The “certified genius” Woody Harrelson will never say no to: “I’ll do anything he asks”

Not every actor is lucky enough to find themselves a directorial muse, which doesn’t necessarily mean that every actor is desperate to find the Martin Scorsese to their Robert De Niro. Woody Harrelson wants to, though, after declaring that there’s one filmmaker he’ll never, ever turn down.

Apart from the time he did exactly that, right enough, which might have something to do with his insistence. The first time the writer and director in question offered him a part, he knocked it back, and ever since then, he’s been adamant that whatever the role, whatever the project, he’s in.

Despite having almost 40 years of big-screen experience under his belt, Harrelson hasn’t roped in too many recurring collaborators behind the camera. It looked like that spot was Oren Moverman’s for a while, but despite their initial shared enthusiasm to keep working together forever, their partnership fell off.

Did that leave the Cheers alum so devastated that he began scouring the trades and the streets of Tinseltown to find a replacement? Probably not, but it’s nothing if not coincidental that he ran directly into the embrace of another up-and-coming auteur shortly after Moverman’s Rampart was released in 2011.

Even though he was an esteemed, acclaimed, and established playwright, Martin McDonagh was still something of a newcomer to cinema at the time. His debut feature, In Bruges, showed that he had the potential to take to the movie business like a duck to water, and Harrelson wanted in.

Unfortunately, their would-be symbiosis didn’t get off to the best start after he rejected the chance to star in the 2003 Broadway run of McDonagh’s play, The Pillowman. However, when he finally got the chance to work under him on Seven Psychopaths nine years later, Harrelson was adamant that he was in for the long haul.

“I think he’s a certified genius, and I thought so when I read his plays,” he told The National. “He said to me, ‘You know, you don’t have to do every movie I offer just because you didn’t do Pillowman‘. I didn’t do that play with him like a fool. Now I say, ‘Oh, I’m doing everything you offer me’. He says, ‘But you don’t know if it’s going to be shit’. I said, ‘I don’t care. I’m doing it.'”

McDonagh even joked that he’d put Harrelson’s determination to the test, suggesting that he was “going to give you a shit thing, just to see if you want to do it,” but he wouldn’t bite. “It’s Martin McDonagh,” the actor added. “That’s not possible. That’s why I can safely say I’ll do anything he asks me to.”

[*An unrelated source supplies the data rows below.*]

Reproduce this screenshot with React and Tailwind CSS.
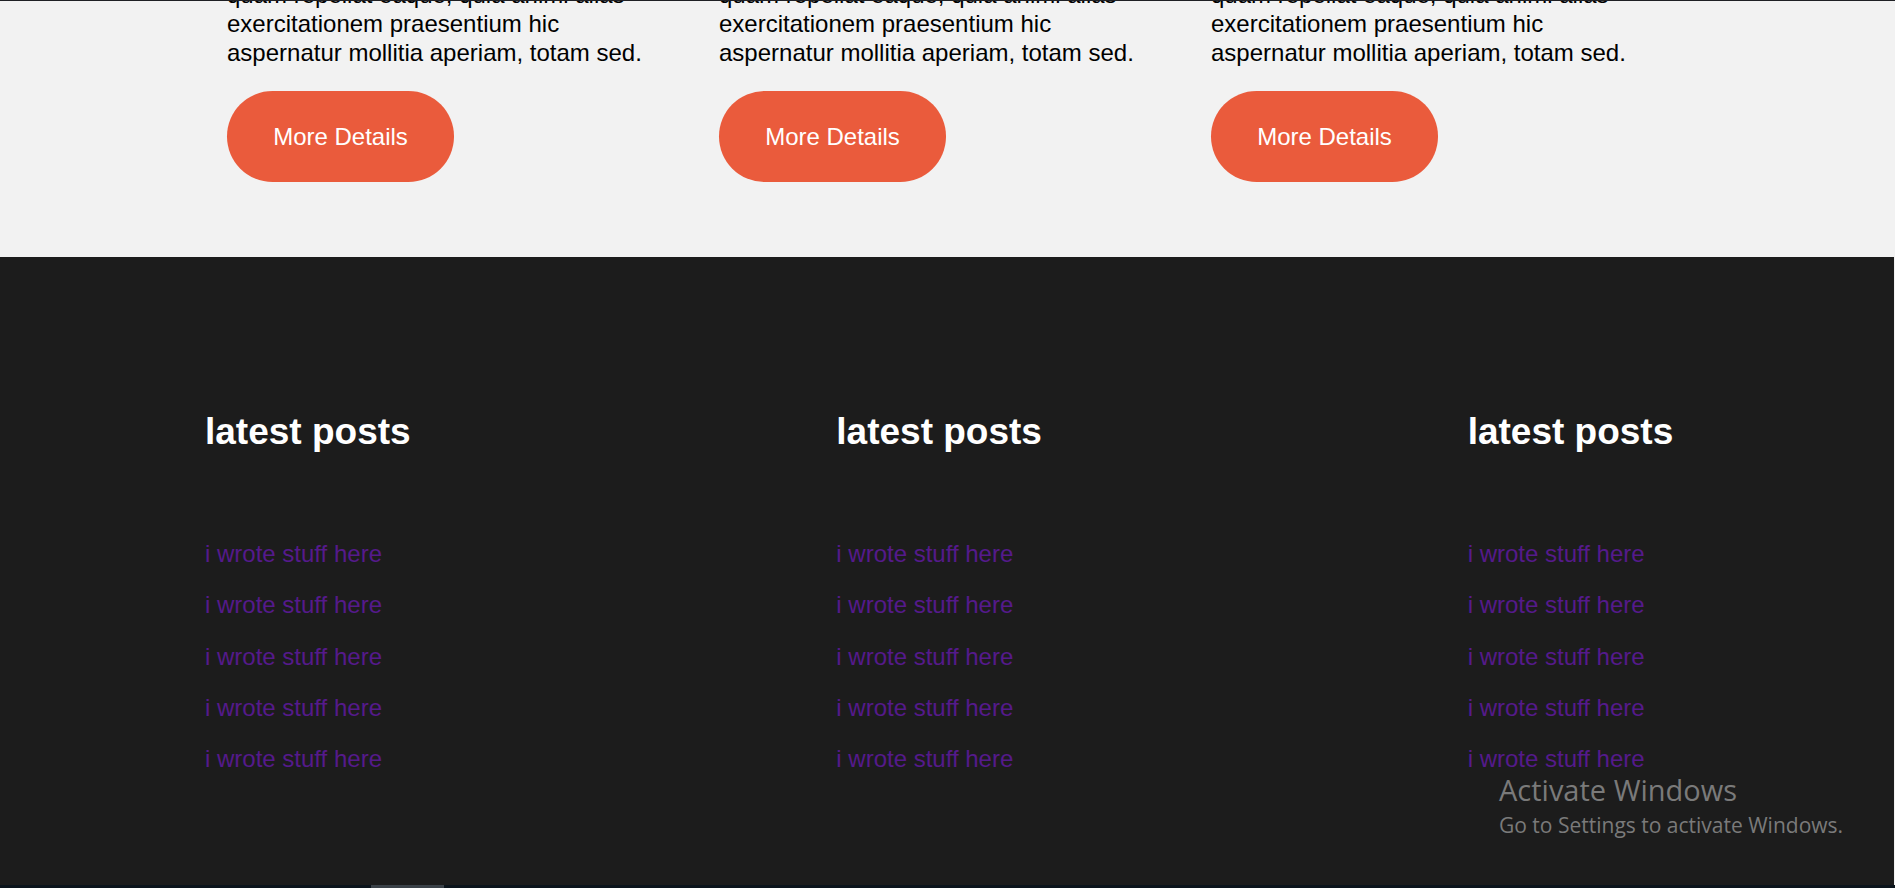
const cards = [1, 2, 3];
const columns = ['latest posts', 'latest posts', 'latest posts'];
const posts = [1, 2, 3, 4, 5];

function Card() {
  return (
    <div className="flex flex-col items-start">
      <p className="w-[430px] text-[24px] leading-[29px] text-black">
        quam repellat eaque, quia animi alias exercitationem praesentium hic aspernatur mollitia aperiam, totam sed.
      </p>
      <button className="mt-[24px] flex h-[91px] w-[227px] items-center justify-center rounded-full bg-[#ea5b3c] text-[24px] leading-[27px] text-white">
        More Details
      </button>
    </div>
  );
}

export default function App() {
  return (
    <div className="relative h-[888px] w-[1895px] overflow-hidden border-t border-[#1f2024] bg-[#f2f2f2] font-['Liberation_Sans',Arial,sans-serif]">
      {/* ── Cards (scrolled, first line cut off) ── */}
      <section className="-mt-[21px] pb-[75px]">
        <div className="grid grid-cols-[repeat(3,492px)] pl-[227px]">
          {cards.map((c) => (
            <Card key={c} />
          ))}
        </div>
      </section>

      {/* ── Footer ── */}
      <footer className="h-[628px] w-[1894px] bg-[#1c1c1c]">
        <div className="grid grid-cols-3 pt-[153px]">
          {columns.map((title, i) => (
            <div key={i} className="pl-[205px]">
              <h2 className="text-[37px] font-bold leading-[43px] text-white">{title}</h2>
              <ul className="mt-[87px] flex flex-col gap-[24px]">
                {posts.map((p) => (
                  <li key={p} className="text-[24px] leading-[27.25px]">
                    <a href="#" className="block text-[#551a8b]">
                      i wrote stuff here
                    </a>
                  </li>
                ))}
              </ul>
            </div>
          ))}
        </div>
      </footer>

      {/* ── bottom edge / scrollbar ── */}
      <div className="flex h-[3px] bg-[#0b141c]">
        <div className="ml-[371px] w-[73px] bg-[#3a4148]" />
      </div>

      {/* ── Activate Windows watermark ── */}
      <div className="pointer-events-none absolute left-[1499px] top-[770px] font-['Open_Sans',sans-serif] text-[#7a7a7a]">
        <p className="text-[29px] leading-[37px]">Activate Windows</p>
        <p className="text-[21px] leading-[34px]">Go to Settings to activate Windows.</p>
      </div>
    </div>
  );
}
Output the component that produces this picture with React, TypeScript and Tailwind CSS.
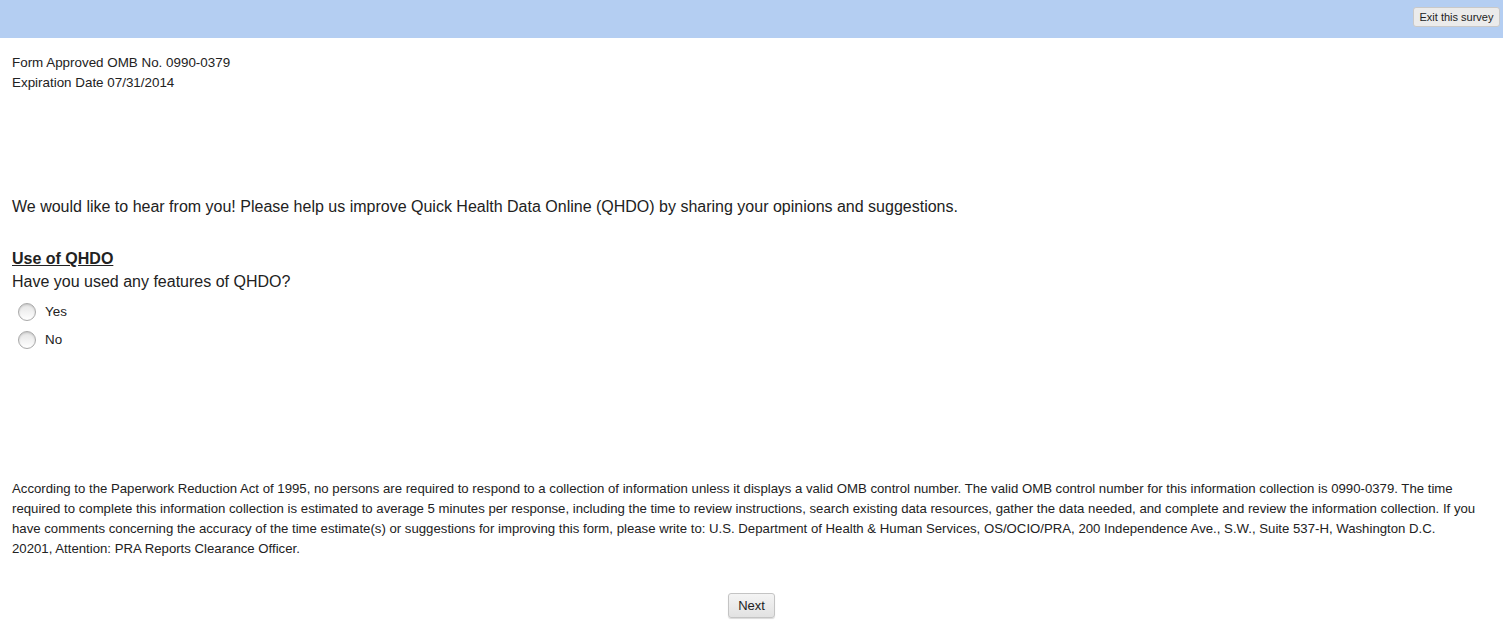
import { useState } from 'react'

const options = ['Yes', 'No']

export default function App() {
  const [choice, setChoice] = useState('')

  return (
    <div className="min-h-[622px] bg-white text-[#222] font-['Liberation_Sans',Arial,sans-serif]">
      {/* top bar */}
      <div className="h-[38px] bg-[#b4cef2] flex justify-end items-start pt-[7px] pr-[3px]">
        <button className="h-[20px] w-[87px] text-[11px] text-[#222] bg-[#ebebeb] border border-[#c9c9c9] rounded-[3px]">
          Exit this survey
        </button>
      </div>

      <div className="px-[12px]">
        <div className="pt-[15px] text-[13.4px] leading-[20px]">
          <p>Form Approved OMB No. 0990-0379</p>
          <p>Expiration Date 07/31/2014</p>
        </div>

        <p className="mt-[104px] text-[16px] leading-[20px]">
          We would like to hear from you! Please help us improve Quick Health Data Online (QHDO) by sharing your opinions and suggestions.
        </p>

        {/* question */}
        <div className="mt-[32px]">
          <h3 className="text-[16px] leading-[20px] font-bold underline">Use of QHDO</h3>
          <p className="mt-[3px] text-[16px] leading-[20px]">Have you used any features of QHDO?</p>
          <div className="mt-[11px] flex flex-col gap-[10px] pl-[6px]">
            {options.map((o) => (
              <label key={o} className="flex items-center gap-[9px] cursor-pointer" onClick={() => setChoice(o)}>
                <span className="w-[18px] h-[18px] rounded-full border border-[#a9a9a9] bg-gradient-to-b from-[#e4e4e4] to-white shadow-[inset_0_1px_2px_rgba(0,0,0,0.15)] flex items-center justify-center">
                  {choice === o && <span className="w-[8px] h-[8px] rounded-full bg-[#333]" />}
                </span>
                <span className="text-[13.4px] leading-[18px]">{o}</span>
              </label>
            ))}
          </div>
        </div>

        <p className="mt-[130px] text-[13.2px] leading-[20px]">
          According to the Paperwork Reduction Act of 1995, no persons are required to respond to a collection of information unless it displays a valid OMB control number. The valid OMB control number for this information collection is 0990-0379. The time required to complete this information collection is estimated to average 5 minutes per response, including the time to review instructions, search existing data resources, gather the data needed, and complete and review the information collection. If you have comments concerning the accuracy of the time estimate(s) or suggestions for improving this form, please write to: U.S. Department of Health &amp; Human Services, OS/OCIO/PRA, 200 Independence Ave., S.W., Suite 537-H, Washington D.C.
          <br />
          20201, Attention: PRA Reports Clearance Officer.
        </p>

        <div className="mt-[34px] flex justify-center pb-[5px]">
          <button className="h-[25px] w-[47px] text-[13px] text-[#222] bg-gradient-to-b from-[#f4f4f4] to-[#e2e2e2] border border-[#c4c4c4] rounded-[3px] shadow-[0_1px_1px_rgba(0,0,0,0.15)]">
            Next
          </button>
        </div>
      </div>
    </div>
  )
}
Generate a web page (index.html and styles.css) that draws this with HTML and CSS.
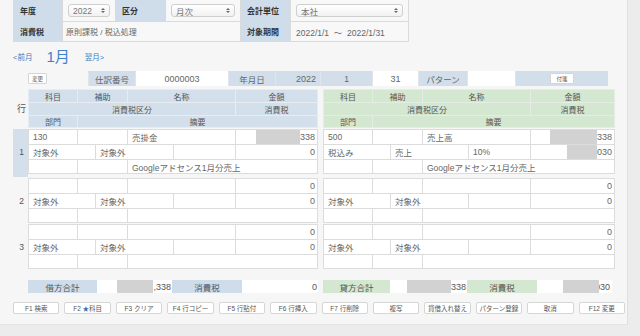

How have things panned out so far? Alright, really. They were reunited for Three Billboards Outside Ebbing, Missouri, which got Harrelson on the Academy Awards shortlist for ‘Best Supporting Actor’… and that’s it. Obviously, he wasn’t Irish enough to be cast in The Banshees of Inisherin, but he’s not in McDonagh’s upcoming Wild Horse Nine, either, so it hasn’t exactly gone according to plan.